In the process of debugging it, I spent a lot of time cleaning up the
eventfs permission code, removing functions and simplifying it. Then when
I finally found the bug, it had nothing to do with the code I was working
on.
The first 4 commits fix the bug, but because I actually like the clean
ups made while debugging it as it made it simpler and removed code, where
the diffstat of the last 4 commits is:
1 file changed, 46 insertions(+), 126 deletions(-)
I decided to include it in this pull request. But I admit, this work was
started on the second week of the merge window. I'll let you decide if
you want to take this merge request or not. If not, I'll happily create a
new tag with only the first 4 commits and save this for the next merge
window. But honestly, I feel more comfortable with the new changes than
the existing code.
]
tracefs/eventfs fixes and updates for v6.10:
Bug fixes:
- The eventfs directories need to have unique inode numbers. Make sure that
they do not get the default file inode number.
- Update the inode uid and gid fields on remount.
When a remount happens where a uid and/or gid is specified, all the tracefs
files and directories should get the specified uid and/or gid. But this
can be sporadic when some uids were assigned already. There's already
a list of inodes that are allocated. Just update their uid and gid fields
at the time of remount.
- Update the eventfs_inodes on remount from the top level "events" descriptor.
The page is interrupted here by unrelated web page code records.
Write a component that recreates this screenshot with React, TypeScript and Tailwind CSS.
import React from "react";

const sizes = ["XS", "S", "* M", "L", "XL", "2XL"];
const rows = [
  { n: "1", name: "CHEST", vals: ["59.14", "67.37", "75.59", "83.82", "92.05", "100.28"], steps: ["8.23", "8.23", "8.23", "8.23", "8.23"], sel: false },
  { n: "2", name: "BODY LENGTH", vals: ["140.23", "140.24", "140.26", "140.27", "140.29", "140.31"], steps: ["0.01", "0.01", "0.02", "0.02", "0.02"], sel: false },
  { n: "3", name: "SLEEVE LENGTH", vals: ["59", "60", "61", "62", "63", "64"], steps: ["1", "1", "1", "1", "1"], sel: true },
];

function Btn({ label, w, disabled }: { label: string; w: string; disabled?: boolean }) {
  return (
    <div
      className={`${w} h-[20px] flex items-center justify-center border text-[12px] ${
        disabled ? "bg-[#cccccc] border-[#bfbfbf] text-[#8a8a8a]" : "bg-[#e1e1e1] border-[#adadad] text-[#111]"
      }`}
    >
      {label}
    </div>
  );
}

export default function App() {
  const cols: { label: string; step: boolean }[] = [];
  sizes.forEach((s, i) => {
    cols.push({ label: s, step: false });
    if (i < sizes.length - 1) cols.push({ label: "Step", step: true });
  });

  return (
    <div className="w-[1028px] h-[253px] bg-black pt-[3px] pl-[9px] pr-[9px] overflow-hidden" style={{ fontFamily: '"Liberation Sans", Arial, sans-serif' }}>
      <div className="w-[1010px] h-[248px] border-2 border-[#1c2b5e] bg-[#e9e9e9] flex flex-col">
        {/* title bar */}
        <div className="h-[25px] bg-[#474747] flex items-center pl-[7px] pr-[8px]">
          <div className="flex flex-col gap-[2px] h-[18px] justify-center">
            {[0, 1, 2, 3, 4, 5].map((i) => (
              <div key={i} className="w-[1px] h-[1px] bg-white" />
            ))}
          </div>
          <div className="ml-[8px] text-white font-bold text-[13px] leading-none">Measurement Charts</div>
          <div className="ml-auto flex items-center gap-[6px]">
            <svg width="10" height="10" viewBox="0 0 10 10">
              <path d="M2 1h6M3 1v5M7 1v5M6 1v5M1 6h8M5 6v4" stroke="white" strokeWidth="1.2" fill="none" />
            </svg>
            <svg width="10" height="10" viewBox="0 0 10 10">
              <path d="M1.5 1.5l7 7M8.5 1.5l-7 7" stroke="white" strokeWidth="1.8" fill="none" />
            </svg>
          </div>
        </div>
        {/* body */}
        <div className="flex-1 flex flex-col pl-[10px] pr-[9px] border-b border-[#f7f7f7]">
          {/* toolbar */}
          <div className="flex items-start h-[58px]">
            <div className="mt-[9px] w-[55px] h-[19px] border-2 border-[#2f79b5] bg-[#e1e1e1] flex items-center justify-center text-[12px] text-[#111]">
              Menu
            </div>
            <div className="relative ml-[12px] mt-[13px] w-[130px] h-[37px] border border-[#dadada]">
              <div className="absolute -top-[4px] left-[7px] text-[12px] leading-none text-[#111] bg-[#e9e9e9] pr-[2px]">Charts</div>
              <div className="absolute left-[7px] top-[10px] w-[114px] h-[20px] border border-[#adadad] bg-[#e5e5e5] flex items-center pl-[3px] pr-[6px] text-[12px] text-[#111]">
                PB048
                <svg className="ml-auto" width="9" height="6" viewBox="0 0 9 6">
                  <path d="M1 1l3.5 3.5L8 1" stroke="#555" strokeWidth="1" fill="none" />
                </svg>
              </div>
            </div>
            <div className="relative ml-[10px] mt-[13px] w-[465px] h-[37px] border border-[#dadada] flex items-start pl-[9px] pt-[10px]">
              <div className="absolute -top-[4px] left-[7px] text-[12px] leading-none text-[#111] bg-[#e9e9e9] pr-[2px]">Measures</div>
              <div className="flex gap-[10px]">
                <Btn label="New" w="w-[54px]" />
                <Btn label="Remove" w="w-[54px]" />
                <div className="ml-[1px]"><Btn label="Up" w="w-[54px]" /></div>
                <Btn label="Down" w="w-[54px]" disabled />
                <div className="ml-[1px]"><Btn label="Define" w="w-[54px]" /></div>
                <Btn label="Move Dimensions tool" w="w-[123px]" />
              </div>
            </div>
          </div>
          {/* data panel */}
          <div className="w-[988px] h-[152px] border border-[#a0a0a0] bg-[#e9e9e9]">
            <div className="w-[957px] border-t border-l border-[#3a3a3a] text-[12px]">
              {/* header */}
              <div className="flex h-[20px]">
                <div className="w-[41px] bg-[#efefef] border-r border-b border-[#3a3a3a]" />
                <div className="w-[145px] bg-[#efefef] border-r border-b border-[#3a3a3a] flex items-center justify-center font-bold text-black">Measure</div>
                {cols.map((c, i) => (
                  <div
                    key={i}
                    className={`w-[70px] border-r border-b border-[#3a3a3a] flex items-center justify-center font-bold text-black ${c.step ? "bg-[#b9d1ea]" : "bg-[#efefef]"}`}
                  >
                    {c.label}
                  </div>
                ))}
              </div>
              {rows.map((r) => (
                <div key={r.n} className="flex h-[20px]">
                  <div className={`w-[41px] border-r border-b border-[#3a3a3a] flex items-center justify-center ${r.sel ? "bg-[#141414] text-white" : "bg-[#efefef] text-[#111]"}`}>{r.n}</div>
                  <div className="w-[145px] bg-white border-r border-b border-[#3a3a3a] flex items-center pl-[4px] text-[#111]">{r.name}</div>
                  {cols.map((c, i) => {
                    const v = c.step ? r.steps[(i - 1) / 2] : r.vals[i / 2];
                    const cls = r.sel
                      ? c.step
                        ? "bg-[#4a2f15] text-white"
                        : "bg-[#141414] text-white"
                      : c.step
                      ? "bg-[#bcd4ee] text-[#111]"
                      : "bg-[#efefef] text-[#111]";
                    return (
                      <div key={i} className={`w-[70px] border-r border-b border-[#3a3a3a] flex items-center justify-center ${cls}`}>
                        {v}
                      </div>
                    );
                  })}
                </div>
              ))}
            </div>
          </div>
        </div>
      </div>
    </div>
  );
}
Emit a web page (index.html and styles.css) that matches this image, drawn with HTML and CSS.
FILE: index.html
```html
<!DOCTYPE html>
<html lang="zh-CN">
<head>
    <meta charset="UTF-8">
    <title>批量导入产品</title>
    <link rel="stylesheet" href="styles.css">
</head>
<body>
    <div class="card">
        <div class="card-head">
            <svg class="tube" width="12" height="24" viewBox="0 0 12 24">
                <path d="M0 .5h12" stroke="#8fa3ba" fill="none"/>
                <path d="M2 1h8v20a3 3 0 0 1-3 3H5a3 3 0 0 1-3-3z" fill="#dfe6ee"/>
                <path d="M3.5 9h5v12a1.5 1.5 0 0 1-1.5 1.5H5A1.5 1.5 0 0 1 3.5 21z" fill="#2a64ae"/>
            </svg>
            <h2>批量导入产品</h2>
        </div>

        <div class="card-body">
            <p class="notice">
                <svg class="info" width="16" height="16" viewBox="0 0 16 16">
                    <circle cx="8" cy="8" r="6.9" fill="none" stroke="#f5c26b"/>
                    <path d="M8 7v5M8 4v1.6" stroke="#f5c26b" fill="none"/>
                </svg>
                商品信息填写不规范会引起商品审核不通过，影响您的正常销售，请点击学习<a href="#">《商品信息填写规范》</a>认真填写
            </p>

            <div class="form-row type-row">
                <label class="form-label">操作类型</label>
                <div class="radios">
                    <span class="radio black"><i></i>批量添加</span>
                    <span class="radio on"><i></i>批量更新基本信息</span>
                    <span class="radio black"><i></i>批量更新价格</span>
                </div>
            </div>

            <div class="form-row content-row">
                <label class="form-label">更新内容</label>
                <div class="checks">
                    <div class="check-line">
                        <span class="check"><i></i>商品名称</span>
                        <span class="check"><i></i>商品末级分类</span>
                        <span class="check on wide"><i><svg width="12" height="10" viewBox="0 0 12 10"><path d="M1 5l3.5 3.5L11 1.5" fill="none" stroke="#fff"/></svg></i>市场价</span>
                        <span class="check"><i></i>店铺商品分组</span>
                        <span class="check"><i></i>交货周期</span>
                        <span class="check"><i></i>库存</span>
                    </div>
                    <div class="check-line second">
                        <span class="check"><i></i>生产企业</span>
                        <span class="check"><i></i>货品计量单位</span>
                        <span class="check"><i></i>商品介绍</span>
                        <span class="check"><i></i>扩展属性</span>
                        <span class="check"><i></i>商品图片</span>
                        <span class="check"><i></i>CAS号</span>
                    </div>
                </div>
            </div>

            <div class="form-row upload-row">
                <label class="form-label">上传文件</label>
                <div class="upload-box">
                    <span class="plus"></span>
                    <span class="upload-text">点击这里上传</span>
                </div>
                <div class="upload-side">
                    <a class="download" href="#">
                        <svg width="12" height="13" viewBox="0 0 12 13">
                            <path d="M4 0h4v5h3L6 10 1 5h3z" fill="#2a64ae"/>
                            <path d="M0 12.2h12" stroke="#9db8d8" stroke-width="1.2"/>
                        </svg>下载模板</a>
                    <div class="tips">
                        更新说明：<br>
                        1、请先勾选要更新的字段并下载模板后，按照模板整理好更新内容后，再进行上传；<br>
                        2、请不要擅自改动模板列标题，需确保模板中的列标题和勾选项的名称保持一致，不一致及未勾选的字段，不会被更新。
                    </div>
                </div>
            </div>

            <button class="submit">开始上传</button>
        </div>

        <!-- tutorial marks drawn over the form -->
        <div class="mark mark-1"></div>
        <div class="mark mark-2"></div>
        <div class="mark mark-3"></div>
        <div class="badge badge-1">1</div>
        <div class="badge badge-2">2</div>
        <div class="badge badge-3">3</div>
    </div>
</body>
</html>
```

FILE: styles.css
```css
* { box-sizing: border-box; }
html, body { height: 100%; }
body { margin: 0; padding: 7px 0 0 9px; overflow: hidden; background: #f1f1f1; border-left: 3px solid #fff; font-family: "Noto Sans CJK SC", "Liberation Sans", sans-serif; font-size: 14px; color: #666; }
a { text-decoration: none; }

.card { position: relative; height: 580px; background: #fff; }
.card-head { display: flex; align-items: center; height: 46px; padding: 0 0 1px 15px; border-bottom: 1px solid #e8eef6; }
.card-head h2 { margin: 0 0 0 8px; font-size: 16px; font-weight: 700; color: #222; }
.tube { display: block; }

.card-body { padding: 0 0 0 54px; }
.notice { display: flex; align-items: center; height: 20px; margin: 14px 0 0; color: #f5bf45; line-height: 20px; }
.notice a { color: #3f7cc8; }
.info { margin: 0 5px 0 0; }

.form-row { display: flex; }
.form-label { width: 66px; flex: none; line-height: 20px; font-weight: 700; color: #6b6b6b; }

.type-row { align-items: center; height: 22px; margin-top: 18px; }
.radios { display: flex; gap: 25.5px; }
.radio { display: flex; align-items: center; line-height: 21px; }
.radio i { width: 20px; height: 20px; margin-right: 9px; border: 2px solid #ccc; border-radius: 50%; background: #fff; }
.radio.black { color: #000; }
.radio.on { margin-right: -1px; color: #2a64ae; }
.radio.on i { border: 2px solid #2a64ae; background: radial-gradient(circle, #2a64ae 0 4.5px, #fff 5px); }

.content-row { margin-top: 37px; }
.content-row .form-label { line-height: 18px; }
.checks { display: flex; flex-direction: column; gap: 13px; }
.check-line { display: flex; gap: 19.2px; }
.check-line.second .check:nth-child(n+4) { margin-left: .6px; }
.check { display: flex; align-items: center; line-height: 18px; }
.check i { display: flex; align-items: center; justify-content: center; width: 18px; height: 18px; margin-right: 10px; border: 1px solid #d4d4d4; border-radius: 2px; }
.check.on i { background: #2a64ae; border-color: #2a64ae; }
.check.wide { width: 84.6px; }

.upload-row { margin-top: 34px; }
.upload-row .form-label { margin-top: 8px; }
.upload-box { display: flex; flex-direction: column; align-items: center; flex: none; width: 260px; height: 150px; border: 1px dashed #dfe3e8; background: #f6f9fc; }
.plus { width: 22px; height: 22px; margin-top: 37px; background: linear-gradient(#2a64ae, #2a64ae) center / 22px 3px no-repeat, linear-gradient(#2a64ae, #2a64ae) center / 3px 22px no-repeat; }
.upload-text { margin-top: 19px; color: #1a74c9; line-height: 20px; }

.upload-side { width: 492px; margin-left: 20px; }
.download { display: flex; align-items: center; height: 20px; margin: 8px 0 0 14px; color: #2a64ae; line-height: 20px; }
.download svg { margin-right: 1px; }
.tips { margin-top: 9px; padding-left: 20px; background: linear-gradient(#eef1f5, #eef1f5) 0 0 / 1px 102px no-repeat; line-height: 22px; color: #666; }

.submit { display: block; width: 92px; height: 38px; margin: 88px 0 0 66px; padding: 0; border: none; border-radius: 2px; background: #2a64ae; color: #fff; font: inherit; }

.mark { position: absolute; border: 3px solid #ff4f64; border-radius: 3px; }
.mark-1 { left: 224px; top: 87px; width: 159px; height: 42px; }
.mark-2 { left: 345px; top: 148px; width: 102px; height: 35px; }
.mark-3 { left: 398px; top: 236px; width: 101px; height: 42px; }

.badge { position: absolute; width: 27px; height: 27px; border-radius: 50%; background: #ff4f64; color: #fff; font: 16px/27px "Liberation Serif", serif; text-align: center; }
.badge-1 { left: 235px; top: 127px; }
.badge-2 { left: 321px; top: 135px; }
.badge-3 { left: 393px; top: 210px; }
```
There was a bug where not all the eventfs files or directories where
getting updated on remount. One fix was to clear the SAVED_UID/GID
flags from the inode list during the iteration of the inodes during
the remount. But because the eventfs inodes can be freed when the last
referenced is released, not all the eventfs_inodes were being updated.
This lead to the ownership selftest to fail if it was run a second
time (the first time would leave eventfs_inodes with no corresponding
tracefs_inode).
Instead, for eventfs_inodes, only process the "events" eventfs_inode
from the list iteration, as it is guaranteed to have a tracefs_inode
(it's never freed while the "events" directory exists). As it has
a list of its children, and the children have a list of their children,
just iterate all the eventfs_inodes from the "events" descriptor and
it is guaranteed to get all of them.
- Clear the EVENT_INODE flag from the tracefs_drop_inode() callback.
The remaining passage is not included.